Wish there was a roadmap …
It’s easy for someone who is 25 pounds overweight to figure out what their ultimate goal is …it’s lose 25 pounds. Done. Next! But when you are hundreds of pounds overweight …and it takes years and years to get there? When you have no frame of reference as to what it’s like to be anywhere near a reasonable weight because you’ve been obese your entire adult life … It’s not easy to figure it all out. Right now I don’t even feel like myself. I feel like I’m in a rented car. Albeit, it’s a pretty freaking fast rented car, by comparison. Call it my “Maserati-me”. If you’ve driven a Ford F350 Super Duty all your life, it feels damn weird to slide behind the wheel of something that has 12 cylinders of Italian-tuned auditory bliss. But the good news is that there isn’t a time limit on this. I’ll figure it out even if I have to draw a new map from scratch.

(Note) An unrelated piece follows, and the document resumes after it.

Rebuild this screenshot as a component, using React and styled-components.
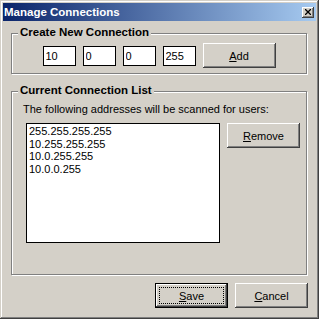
import React from 'react';
import styled, { createGlobalStyle } from 'styled-components';

const addresses = ['255.255.255.255', '10.255.255.255', '10.0.255.255', '10.0.0.255'];
const octets = ['10', '0', '0', '255'];

const App = () => {
  return (
    <>
      <GlobalStyle />
      <Window>
        <TitleBar>
          <Title>Manage Connections</Title>
          <CloseButton aria-label="Close">
            <svg width="6" height="6" viewBox="0 0 6 6">
              <path d="M0 0L6 6M6 0L0 6" stroke="#000" strokeWidth="1.3" />
            </svg>
          </CloseButton>
        </TitleBar>
        <Body>
          <GroupBox $top={12} $height={41}>
            <Legend>Create New Connection</Legend>
            <InputRow>
              {octets.map((value, i) => (
                <OctetInput key={i} defaultValue={value} />
              ))}
              <ClassicButton>
                <u>A</u>dd
              </ClassicButton>
            </InputRow>
          </GroupBox>
          <GroupBox $top={17} $height={184}>
            <Legend>Current Connection List</Legend>
            <ListSection>
              <Caption>The following addresses will be scanned for users:</Caption>
              <ListRow>
                <ListBox>
                  {addresses.map((addr) => (
                    <ListItem key={addr}>{addr}</ListItem>
                  ))}
                </ListBox>
                <ClassicButton>
                  <u>R</u>emove
                </ClassicButton>
              </ListRow>
            </ListSection>
          </GroupBox>
          <Footer>
            <ClassicButton $default>
              <FocusRing>
                <u>S</u>ave
              </FocusRing>
            </ClassicButton>
            <ClassicButton>
              <u>C</u>ancel
            </ClassicButton>
          </Footer>
        </Body>
      </Window>
    </>
  );
};

export default App;

const GlobalStyle = createGlobalStyle`
  body {
    margin: 0;
    background: #ffffff;
    font-family: "Liberation Sans", Arial, sans-serif;
    font-size: 11px;
    color: #000;
  }
`;

const bevel = `
  box-shadow: inset -1px -1px #404040, inset 1px 1px #ffffff,
    inset -2px -2px #808080, inset 2px 2px #d4d0c8;
`;

const Window = styled.div`
  width: 319px;
  height: 319px;
  box-sizing: border-box;
  padding: 3px;
  background: #d4d0c8;
  box-shadow: inset -1px -1px #404040, inset 1px 1px #d4d0c8,
    inset -2px -2px #808080, inset 2px 2px #ffffff;
  display: flex;
  flex-direction: column;
`;

const TitleBar = styled.div`
  height: 18px;
  flex-shrink: 0;
  display: flex;
  align-items: center;
  justify-content: space-between;
  padding: 0 2px 0 1px;
  background: linear-gradient(90deg, #0a246a, #a6caf0);
`;

const Title = styled.span`
  color: #ffffff;
  font-weight: bold;
  font-size: 11.5px;
  line-height: 18px;
`;

const CloseButton = styled.button`
  width: 12px;
  height: 11px;
  padding: 0;
  border: none;
  background: #d4d0c8;
  ${bevel}
  display: flex;
  align-items: center;
  justify-content: center;
`;

const Body = styled.div`
  flex: 1;
  display: flex;
  flex-direction: column;
  padding: 0 9px 0 8px;
`;

const GroupBox = styled.div`
  position: relative;
  box-sizing: border-box;
  margin-top: ${(p) => p.$top}px;
  height: ${(p) => p.$height}px;
  border: 1px solid #808080;
  box-shadow: inset 1px 1px #ffffff, 1px 1px #ffffff;
`;

const Legend = styled.span`
  position: absolute;
  top: -8px;
  left: 6px;
  padding: 0 2px;
  background: #d4d0c8;
  font-weight: bold;
  font-size: 11.5px;
  line-height: 13px;
`;

const InputRow = styled.div`
  display: flex;
  align-items: center;
  justify-content: center;
  gap: 7px;
  padding-top: 9px;
`;

const OctetInput = styled.input`
  width: 33px;
  height: 20px;
  box-sizing: border-box;
  border: 1px solid #000;
  padding: 0 2px;
  font: inherit;
  background: #fff;
  outline: none;
`;

const ClassicButton = styled.button`
  width: 73px;
  height: 25px;
  box-sizing: border-box;
  padding: ${(p) => (p.$default ? '3px' : '0')};
  border: ${(p) => (p.$default ? '1px solid #000' : 'none')};
  background: #d4d0c8;
  ${bevel}
  font: inherit;
  color: #000;
  display: flex;
  align-items: center;
  justify-content: center;
`;

const FocusRing = styled.span`
  flex: 1;
  align-self: stretch;
  display: flex;
  align-items: center;
  justify-content: center;
  border: 1px dotted #000;
`;

const ListSection = styled.div`
  display: flex;
  flex-direction: column;
  padding: 11px 0 0 11px;
`;

const Caption = styled.div`
  line-height: 13px;
`;

const ListRow = styled.div`
  display: flex;
  align-items: flex-start;
  gap: 7px;
  margin: 7px 0 0 3px;
`;

const ListBox = styled.div`
  width: 194px;
  height: 120px;
  box-sizing: border-box;
  border: 1px solid #000;
  background: #ffffff;
  padding: 1px 2px;
`;

const ListItem = styled.div`
  line-height: 12.5px;
  white-space: nowrap;
`;

const Footer = styled.div`
  display: flex;
  justify-content: flex-end;
  gap: 7px;
  margin-top: 8px;
  margin-right: -1px;
`;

This week was on the weak side to start off. I ended up binging on some chocolate chips and had a couple beers. My Friday topped out just above 2000 cals. So that wasn’t great. Later on the week in ended up having cheese with triscuits. Yes they are delicious …but oh so bad for me. Both the crackers and the cheese are loaded with things I just don’t need. But nevertheless, I broke down and partook. Generally I can manage the quantities pretty well so the overall calories are still in check – but they aren’t clean calories. Certainly, they are not the kind of calories I want to see me consuming. Other than those two stumbles, the rest of the week was clean and healthy. I’m actually really proud of how I turned things around.
Ahhh…we had ONE day of very nice weather before things got crappy and we actually ended up getting snowed on! But that one day …oh what a day! It was my first bike ride of the season. I cannot tell you how thrilled I was to pull that off! I did 13 miles, out to Birch’s and back. It was actually a pretty difficult ride not just as the inaugural ride of spring 2019, but because my front derailleur was out of adjustment and I lost the ability to access my top 8 gears. So it was a slower ride! The good news, I now have it fine-tuned and I am just waiting for warmer weather to test it again.
Overall, this week I was on the elliptical for five days …30 mins per. I’m really happy with that. Then I added free weights on one day, the 13 mile bike ride on another and a 3 mile walk on yet another day. It’s been a great week for being active considering the snow storm we endured!
Obviously my thoughts are consumed with the next steps. For the short term, and for next week, I want to continue my streak of weight loss and add another pound or two. Good consistent progress is a great plan and I’m hoping I can keep it going. I need to keep my calories in check and keep them clean, if possible. I am still very apprehensive of having one bad day because, repeatedly, my body seems to stop all forward progress with just one bad day. So I do feel a lot of motivation to do well each week. It’s not easy to do that …but I do the best I can. Holding myself accountable for any progress helps keep me putting one foot in front of the other.